Federal authorities have initiated their transport of the man police called a "person of interest" in the disappearance of Samantha Koenig, according to a spokeswoman for the U.S. Marshals Service
Israel Keyes, 34, was arrested in Texas last week on a charge of access device fraud for allegedly making several cash withdrawals with a stolen Alaska debit card. Anchorage police linked him to the apparent abduction Feb. 1 of Koenig, 18, who is still missing. The police have refused to say how Keyes is involved in Koenig's disappearance, and Koenig's father said Friday the card did not belong to him or anyone he knows.
Deputy U.S. Marshal Rochelle Liedike said the Marshals have started the process by which Keyes will return to Alaska, but she declined to comment on specifics of Keyes' transport.
"Until he actually hits Anchorage and we get him lodged at the jail, the information about where he's at and when he'll be here and when he's expected to arrive, that kind of information cannot be released due to security reasons that are obvious," Liedike said.

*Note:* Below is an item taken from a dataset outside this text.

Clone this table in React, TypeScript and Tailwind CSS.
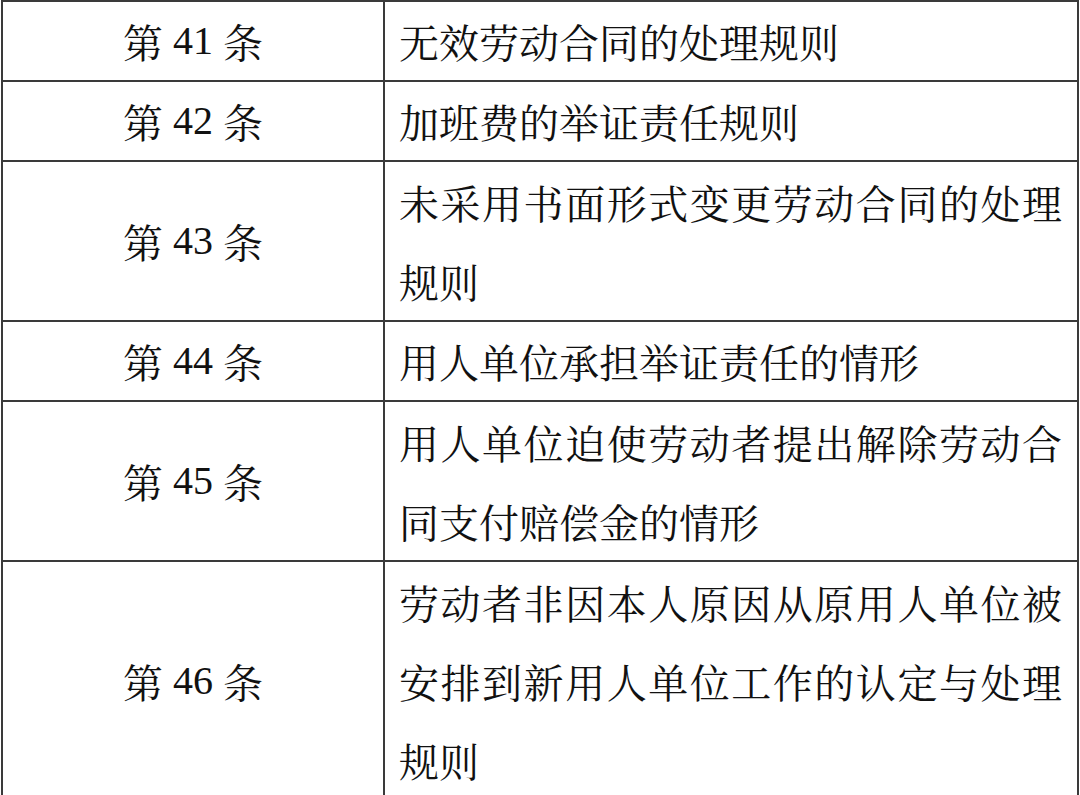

Keyes will likely travel by airplane with several stops and, perhaps, by bus at some point, Liedike said. The trip could take as long as two weeks, she said. The Marshals Service has its own set of planes to transport federal prisoners, Liedike said.
When Keyes is back in Alaska, the Marshals will notify the federal court that he is available for an initial hearing on the fraud charge, Liedike said.
According to an FBI agent's affidavit, Keyes was caught in Lufkin, Texas, on March 13 with a debit card stolen from an unnamed man -- "Person A" -- hours after Koenig was forced from a Midtown coffee hut by an armed man. The card had been used in Anchorage to make cash withdrawals or attempted withdrawals and later used in New Mexico, Arizona and Texas, the affidavit says. When he was arrested, Keyes had a mask and clothes matching those worn by the suspect, seen on surveillance video at several ATMs in the Lower 48, according to the affidavit. Keyes also had the debit card on his person and rolls of rubber-banded cash in the car he was driving, the affidavit says.
Koenig's father, James Koenig, said Friday that the card is not his and that he doesn't know who owns the card.
"I have no idea," James Koenig said. "I'm sure it'll come out soon enough whose card it is, but at this point I don't know and I'm not going to speculate."
Asked if he had any information on how his daughter might have known Keyes, James Koenig responded, "Sam does not know him. Period."
"This, in my eyes, was a random abduction. This was nothing to do with me, her, anyone in my family, no one's background, none of that," Koenig said. "This guy went and stole a kid out of a coffee shop."
Anyone with past personal or business contacts with Keyes, owner of Keyes Construction, is asked to call 1-800-225-5324 or 1-800-CALL-FBI.